We believe that holding high expectations of how pupils should behave and conduct themselves is essential. We also understand that, in collaboration with parents, part of our job is to teach pupils how to achieve them. Our default method for achieving this will be through positive reinforcement. However, sanctions will also be used to reinforce expectations when they are not being met.
Nottingham Girls' Academy expects the highest standards of behaviour
We expect staff and pupils to work hard to create and maintain the positive climate required to fulfil our mission and remain true to our values.
However, we understand that learning to positively regulate behaviour is part of the learning journey for children. Wherever possible, our ethos is therefore to offer pupils the opportunity to learn from their mistakes.
To achieve this, we have:
- The safety, well-being and education of each pupil as our priority.
- High expectations which are clearly communicated to pupils, parents and staff via assemblies, letters, noticeboards, NGA notices, pupil planners and the website.
- Clear procedures and systems to ensure effective and timely recording and sharing of information.
- Effective operational routines that are applied consistently and rigorously, ensuring appropriate responses to minor incidents and immediate response to serious incidents.
- Organisational structures which support an inclusive and community approach.
- High quality data to inform individual pupil and whole academy interventions to improve behaviour.
- A culture of building mutually supportive relationships with parents/carers.
All staff are responsible and accountable for reinforcing the Academy’s high expectations and ensuring any rewards, sanctions and interventions are appropriate, timely and consistent with this policy.
Our focus is to encourage positive behaviours and attitudes. Staff will do so by using praise, recognition, and rewards.
Where negative behaviour or attitudes are evident, we will seek to clarify our expectations with the pupil and give them an opportunity to demonstrate the appropriate behaviour and attitude.
However, when negative behaviour and attitudes persist, or when a pupil disrupts the learning of other pupils, deliberately upsets, mistreats or harms a member of the school community, or demonstrates intolerance for someone with a protected characteristic we will apply sanctions to reinforce our expectations.
When pupils behave inappropriately, teachers will respond with a cool, mechanical, emotionless response. Teachers should save their emotion, passion, enthusiasm and excitement for when it has most impact - when pupils behave appropriately. Setting the scene for positive behaviour is key.
Key Questions for Teachers
- Have I planned my lesson appropriately and are pupils clear what they are learning, what they are doing to demonstrate that learning and why?
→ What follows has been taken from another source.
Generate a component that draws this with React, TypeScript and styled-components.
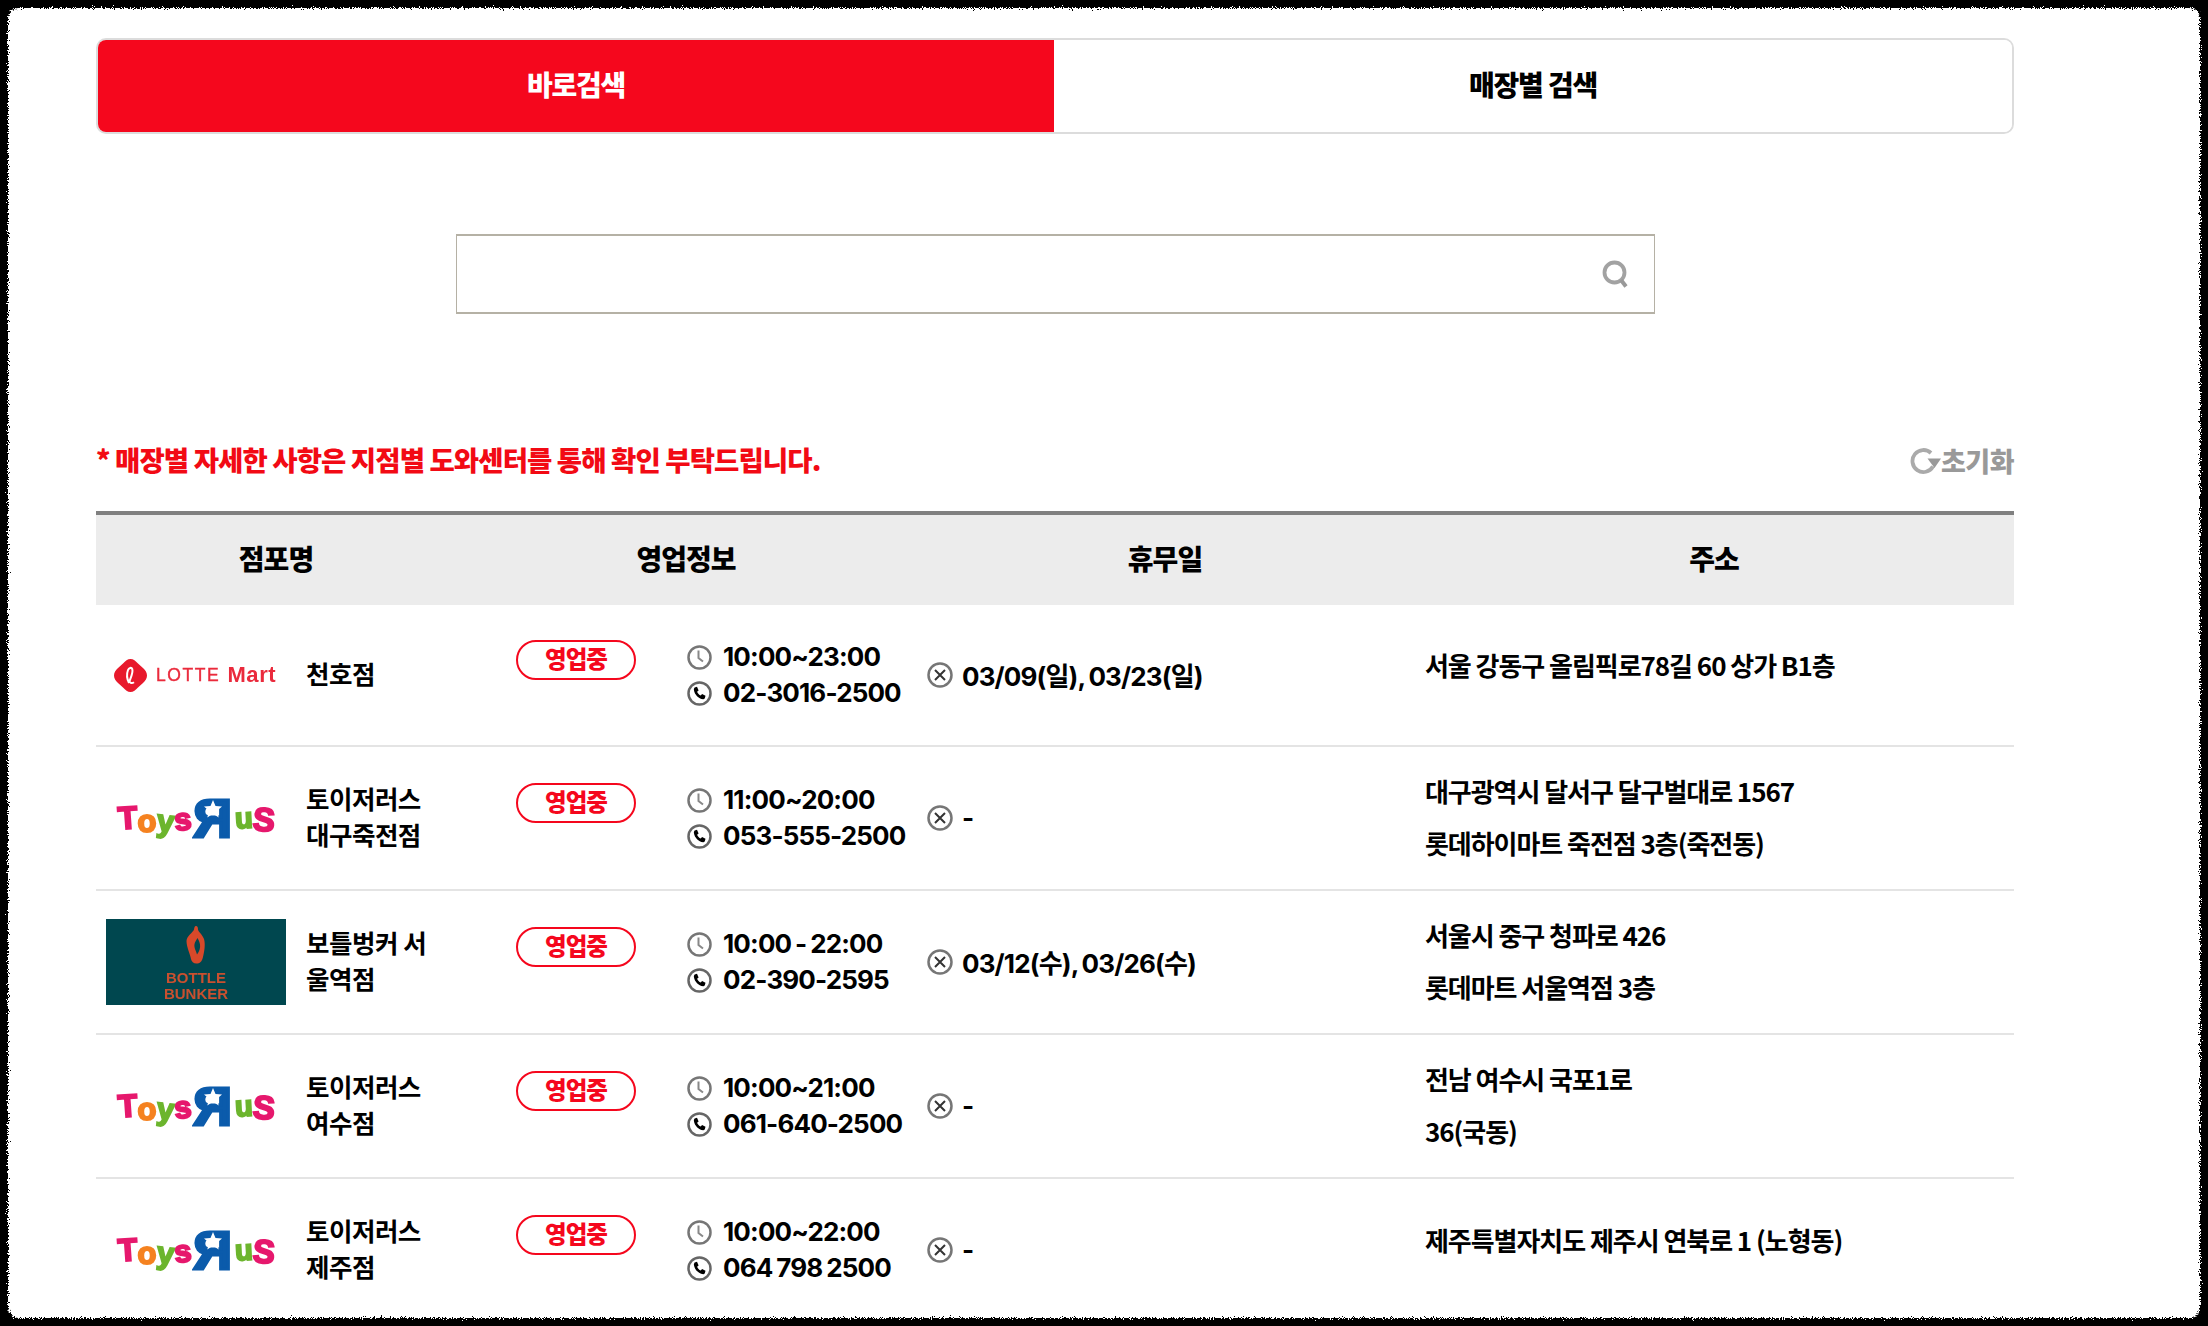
import React from "react";
import styled, { createGlobalStyle } from "styled-components";

const Global = createGlobalStyle`
  html, body { margin: 0; padding: 0; background: #fff; }
  body { font-family: "Noto Sans CJK KR", "Noto Sans", sans-serif; color: #000; overflow: hidden; }
`;

const RED = "#f5071d";

const Page = styled.div`
  position: relative;
  width: 2208px;
  height: 1326px;
  overflow: hidden;
  background: #fff;
  padding: 38px 0 0 96px;
  box-sizing: border-box;
`;
const Rim = styled.div`
  position: absolute;
  inset: -12px;
  border: 20px solid #000;
  border-radius: 30px;
  filter: url(#rough);
  pointer-events: none;
`;
const HiddenSvg = styled.svg`
  position: absolute;
  width: 0;
  height: 0;
`;
const Content = styled.div`
  width: 1918px;
`;
const Tabs = styled.div`
  display: grid;
  grid-template-columns: 956px 1fr;
  height: 96px;
  border: 2px solid #dcdcdc;
  border-radius: 10px;
  box-sizing: border-box;
  overflow: hidden;
`;
const Tab = styled.div<{ $active?: boolean }>`
  display: flex;
  align-items: center;
  justify-content: center;
  padding-bottom: 5px;
  background: ${(p) => (p.$active ? RED : "#fff")};
  color: ${(p) => (p.$active ? "#fff" : "#000")};
  font-size: 28px;
  font-weight: 900;
  letter-spacing: -1.2px;
`;
const SearchBox = styled.div`
  display: flex;
  align-items: center;
  justify-content: flex-end;
  width: 1199px;
  height: 80px;
  margin: 100px auto 0;
  padding-right: 24px;
  border: 2px solid #b5b1a5;
  border-left-width: 1.5px;
  border-right-width: 1.5px;
  box-sizing: border-box;
`;
const NoteRow = styled.div`
  display: flex;
  align-items: center;
  justify-content: space-between;
  height: 60px;
  margin-top: 117px;
  margin-bottom: 20px;
`;
const Note = styled.div`
  color: #f20a14;
  font-size: 27.5px;
  font-weight: 900;
  letter-spacing: -0.9px;
  margin-bottom: 4px;
`;
const Reset = styled.div`
  display: flex;
  align-items: center;
  gap: 0;
  color: #999;
  font-size: 27px;
  font-weight: 900;
  letter-spacing: -0.5px;
`;
const ResetLabel = styled.span`
  margin-bottom: 2px;
`;
const Table = styled.div`
  border-top: 4px solid #808080;
`;
const HeadRow = styled.div`
  display: grid;
  grid-template-columns: 360px 460px 498px 600px;
  height: 90px;
  background: #ececec;
`;
const HeadCell = styled.div`
  display: flex;
  align-items: center;
  justify-content: center;
  padding-bottom: 4px;
  font-size: 28px;
  font-weight: 900;
  letter-spacing: -1px;
`;
const Body = styled.div``;
const Row = styled.div`
  display: grid;
  grid-template-columns: 360px 460px 498px 600px;
  align-items: center;
  height: 144px;
  border-bottom: 2px solid #e4e4e4;
  box-sizing: border-box;
  font-size: 26px;
  font-weight: 700;
  letter-spacing: -0.9px;
  &:first-of-type { height: 142px; }
`;
const StoreCell = styled.div`
  display: flex;
  align-items: center;
  padding-left: 10px;
`;
const LogoSlot = styled.div`
  display: flex;
  align-items: center;
  justify-content: center;
  width: 180px;
  height: 86px;
  flex: none;
`;
const Name = styled.div`
  margin-left: 20px;
  margin-bottom: 4px;
  width: 125px;
  line-height: 36px;
  word-break: break-all;
  font-size: 25.5px;
  letter-spacing: -0.5px;
`;
const InfoCell = styled.div`
  display: flex;
  align-items: center;
  padding-left: 60px;
`;
const Badge = styled.div`
  display: flex;
  align-items: center;
  justify-content: center;
  flex: none;
  width: 120px;
  height: 40px;
  margin-bottom: 30px;
  padding-bottom: 5px;
  border: 2px solid ${RED};
  border-radius: 20px;
  box-sizing: border-box;
  color: ${RED};
  font-size: 23.5px;
  font-weight: 900;
  letter-spacing: -0.9px;
`;
const Hours = styled.div`
  margin-left: 51px;
`;
const IconLine = styled.div`
  display: flex;
  align-items: center;
  gap: 11px;
  height: 36px;
  white-space: nowrap;
`;
const NumberText = styled.span`
  font-family: Inter, "Noto Sans CJK KR", sans-serif;
  font-weight: 700;
  font-size: 26px;
  letter-spacing: -0.85px;
  word-spacing: -1.5px;
  margin-bottom: 1px;
`;
const ClosedCell = styled.div`
  display: flex;
  align-items: center;
  gap: 9px;
  padding-left: 11px;
`;
const AddressCell = styled.div<{ $single?: boolean }>`
  padding-left: 11px;
  line-height: 52px;
  margin-bottom: ${(p) => (p.$single ? "20px" : "2px")};
  letter-spacing: -1.05px;
`;

/* logos */
const LotteLogo = styled.div`
  display: flex;
  align-items: center;
  width: 164px;
  color: #ea2a3c;
  filter: blur(0.6px);
  white-space: nowrap;
  font-family: "Liberation Sans", sans-serif;
`;
const LotteWord = styled.span`
  margin-left: 9px;
  font-size: 17.5px;
  letter-spacing: 1.6px;
  font-weight: 400;
  -webkit-text-stroke: 0.4px currentColor;
`;
const MartWord = styled.span`
  margin-left: 7px;
  font-size: 22px;
  letter-spacing: 0.6px;
  font-weight: 700;
`;
const ToysLogo = styled.div`
  display: flex;
  align-items: center;
  justify-content: center;
  width: 162px;
  height: 44px;
  filter: blur(0.6px);
  font-family: "Liberation Sans", sans-serif;
  font-weight: 700;
  -webkit-text-stroke: 2px currentColor;
`;
const ToyLetter = styled.span<{ $color: string; $rot: number; $size: number; $drop?: number }>`
  display: inline-block;
  margin: 0 0.5px;
  color: ${(p) => p.$color};
  font-size: ${(p) => p.$size}px;
  line-height: 1;
  transform: translateY(${(p) => p.$drop ?? 0}px) rotate(${(p) => p.$rot}deg);
`;
const BigR = styled.span`
  position: relative;
  display: inline-block;
  width: 40px;
  height: 44px;
  margin: 0 2px;
  color: #0b5bab;
`;
const BigRGlyph = styled.span`
  display: block;
  font-size: 54px;
  line-height: 44px;
  text-align: center;
  transform: scaleX(-1);
  -webkit-text-stroke: 3px currentColor;
`;
const RStar = styled.svg`
  position: absolute;
  left: 10px;
  top: 3px;
`;
const BottleLogo = styled.div`
  display: flex;
  flex-direction: column;
  align-items: center;
  width: 180px;
  height: 86px;
  padding-top: 7px;
  box-sizing: border-box;
  background: #00474f;
  color: #c9502f;
`;
const BottleText = styled.div`
  margin-top: 6px;
  font-family: "Liberation Sans", sans-serif;
  font-size: 15px;
  line-height: 15.500px;
  font-weight: 700;
  text-align: center;
  letter-spacing: 0;
  filter: blur(0.6px);
`;

/* icons */
const ClockIcon = () => (
  <svg width="25" height="25" viewBox="0 0 25 25" fill="none">
    <circle cx="12.5" cy="12.5" r="11" stroke="#767676" strokeWidth="2.500" />
    <path d="M11.5 5.5v7.5l4.5 3.5" stroke="#888" strokeWidth="2" />
  </svg>
);
const PhoneIcon = () => (
  <svg width="25" height="25" viewBox="0 0 25 25" fill="none">
    <circle cx="12.5" cy="12.5" r="11" stroke="#666" strokeWidth="2.500" />
    <path
      d="M7.600 6.400l2.400-.6 1.600 3.600-1.500 1.300c.7 1.800 2 3.100 3.600 3.800l1.400-1.500 3.400 1.700-.6 2.400c-.2.8-.9 1.200-1.700 1.100-4.800-.7-8.500-4.500-9.300-9.300-.1-.8.100-1.400.7-2.500z"
      fill="#000"
    />
  </svg>
);
const ClosedIcon = () => (
  <svg width="26" height="26" viewBox="0 0 26 26" fill="none">
    <circle cx="13" cy="13" r="11.500" stroke="#767676" strokeWidth="2.500" />
    <path d="M8 8l10 10M18 8L8 18" stroke="#333" strokeWidth="2" />
  </svg>
);
const SearchIcon = () => (
  <svg width="28" height="28" viewBox="0 0 28 28" fill="none">
    <circle cx="12.500" cy="12.500" r="10" stroke="#a2a2a2" strokeWidth="3.800" />
    <path d="M19 20l5 6.500" stroke="#999" strokeWidth="4" />
  </svg>
);
const ResetIcon = () => (
  <svg width="31" height="30" viewBox="0 0 31 30" fill="none">
    <path d="M23 20.500A11 11 0 1 1 21 7" stroke="#aaa" strokeWidth="3.800" />
    <path d="M17.500 12.500H31L24.500 22z" fill="#999" />
  </svg>
);

const Lotte = () => (
  <LotteLogo>
    <svg width="33" height="33" viewBox="0 0 33 33">
      <path d="M16.500 0c3 0 5 2 7.500 4.500L29 9c2.500 2.500 4 4.500 4 7.500s-1.500 5-4 7.500l-5 4.500C21.500 31 19.500 33 16.500 33s-5-2-7.500-4.500L4 24C1.500 21.500 0 19.500 0 16.500S1.500 11.500 4 9l5-4.500C11.500 2 13.500 0 16.500 0z" fill="#e8192c" />
      <path d="M15 24c-2-4-2.500-9-1-13 .8-2.200 3.500-3 4.300-.8 1 3-1.300 8-2.800 12 .3 2 2.500 2.500 4.500 1" fill="none" stroke="#fff" strokeWidth="2" />
    </svg>
    <LotteWord>LOTTE</LotteWord>
    <MartWord>Mart</MartWord>
  </LotteLogo>
);

const Toys = () => (
  <ToysLogo>
    <ToyLetter $color="#e6186d" $rot={-4} $size={32}>T</ToyLetter>
    <ToyLetter $color="#f58220" $rot={0} $size={31} $drop={3}>o</ToyLetter>
    <ToyLetter $color="#6cb52d" $rot={6} $size={31} $drop={3}>y</ToyLetter>
    <ToyLetter $color="#e6186d" $rot={-6} $size={31} $drop={1}>s</ToyLetter>
    <BigR>
      <BigRGlyph>R</BigRGlyph>
      <RStar width="20" height="20" viewBox="0 0 20 20">
        <polygon points="10,1 12.500,7 19,7.500 14,11.700 15.700,18.500 10,14.800 4.300,18.500 6,11.700 1,7.500 7.500,7" fill="#fff" />
      </RStar>
    </BigR>
    <ToyLetter $color="#6cb52d" $rot={-3} $size={29}>u</ToyLetter>
    <ToyLetter $color="#e6186d" $rot={5} $size={33} $drop={1}>S</ToyLetter>
  </ToysLogo>
);

const Bottle = () => (
  <BottleLogo>
    <svg width="22" height="38" viewBox="0 0 22 38">
      <path
        fillRule="evenodd"
        d="M11 0c1.500 0 2 1.500 2 3.500 0 2 4.500 5 6 9.500 1.500 5 .5 12-1 18-.7 3-2 6-5.500 6.500C9 38 6.500 36 6 33c-.8-5-4.500-12-4.500-18 0-5 6.500-8.500 7.500-11.500C9.300 2 9.500 0 11 0zM12.500 12c-1.500 2.500-3.500 5-3 9 .4 2.500 2 5 2.500 7.500 2.500-3 3.500-7 3-10-.3-2.500-1.500-4.500-2.500-6.500z"
        fill="#d8492a"
      />
    </svg>
    <BottleText>
      BOTTLE
      <br />
      BUNKER
    </BottleText>
  </BottleLogo>
);

type Store = {
  logo: React.ReactNode;
  name: string;
  time: string;
  phone: string;
  closed: string;
  address: string[];
};

const stores: Store[] = [
  { logo: <Lotte />, name: "천호점", time: "10:00~23:00", phone: "02-3016-2500", closed: "03/09(일), 03/23(일)", address: ["서울 강동구 올림픽로78길 60 상가 B1층"] },
  { logo: <Toys />, name: "토이저러스 대구죽전점", time: "11:00~20:00", phone: "053-555-2500", closed: "-", address: ["대구광역시 달서구 달구벌대로 1567", "롯데하이마트 죽전점 3층(죽전동)"] },
  { logo: <Bottle />, name: "보틀벙커 서울역점", time: "10:00 - 22:00", phone: "02-390-2595", closed: "03/12(수), 03/26(수)", address: ["서울시 중구 청파로 426", "롯데마트 서울역점 3층"] },
  { logo: <Toys />, name: "토이저러스 여수점", time: "10:00~21:00", phone: "061-640-2500", closed: "-", address: ["전남 여수시 국포1로", "36(국동)"] },
  { logo: <Toys />, name: "토이저러스 제주점", time: "10:00~22:00", phone: "064 798 2500", closed: "-", address: ["제주특별자치도 제주시 연북로 1 (노형동)"] },
];

export default function App() {
  return (
    <Page>
      <Global />
      <HiddenSvg aria-hidden="true">
        <filter id="rough" x="-2%" y="-2%" width="104%" height="104%">
          <feTurbulence type="fractalNoise" baseFrequency="0.9" numOctaves="2" seed="4" />
          <feDisplacementMap in="SourceGraphic" scale="8" xChannelSelector="R" yChannelSelector="G" />
          <feGaussianBlur stdDeviation="0.5" />
        </filter>
      </HiddenSvg>
      <Content>
        <Tabs>
          <Tab $active>바로검색</Tab>
          <Tab>매장별 검색</Tab>
        </Tabs>
        <SearchBox>
          <SearchIcon />
        </SearchBox>
        <NoteRow>
          <Note>* 매장별 자세한 사항은 지점별 도와센터를 통해 확인 부탁드립니다.</Note>
          <Reset>
            <ResetIcon />
            <ResetLabel>초기화</ResetLabel>
          </Reset>
        </NoteRow>
        <Table>
          <HeadRow>
            <HeadCell>점포명</HeadCell>
            <HeadCell>영업정보</HeadCell>
            <HeadCell>휴무일</HeadCell>
            <HeadCell>주소</HeadCell>
          </HeadRow>
          <Body>
            {stores.map((s) => (
              <Row key={s.name}>
                <StoreCell>
                  <LogoSlot>{s.logo}</LogoSlot>
                  <Name>{s.name}</Name>
                </StoreCell>
                <InfoCell>
                  <Badge>영업중</Badge>
                  <Hours>
                    <IconLine>
                      <ClockIcon />
                      <NumberText>{s.time}</NumberText>
                    </IconLine>
                    <IconLine>
                      <PhoneIcon />
                      <NumberText>{s.phone}</NumberText>
                    </IconLine>
                  </Hours>
                </InfoCell>
                <ClosedCell>
                  <ClosedIcon />
                  <NumberText>{s.closed}</NumberText>
                </ClosedCell>
                <AddressCell $single={s.address.length === 1}>
                  {s.address.map((a) => (
                    <div key={a}>{a}</div>
                  ))}
                </AddressCell>
              </Row>
            ))}
          </Body>
        </Table>
      </Content>
      <Rim />
    </Page>
  );
}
- Am I praising and rewarding those who behave and work hard?
- Is the work relevant, challenging and interesting enough to engage pupils in learning?
- Are the needs of all learners planned and catered for?
- Are the resources appropriate and readily available so that pace is maintained?
- Is my seating plan right and have I made my expectations clear?
- Have I taken control of the class on entry, during the lesson and at the end of the lesson?
Positive Role Modelling
In order to create a positive, welcoming atmosphere, teachers will aim to be at the door, smile, and be enthusiastic about working with the pupils and about the content/context of the lesson. When pupils are having difficulty, teachers will discuss how successful learners deal with their frustrations and create a calm atmosphere. Consideration will be given to Spiritual, Moral, Social and Cultural issues and how developing the ‘big picture’ with pupils allows them to think outside the box.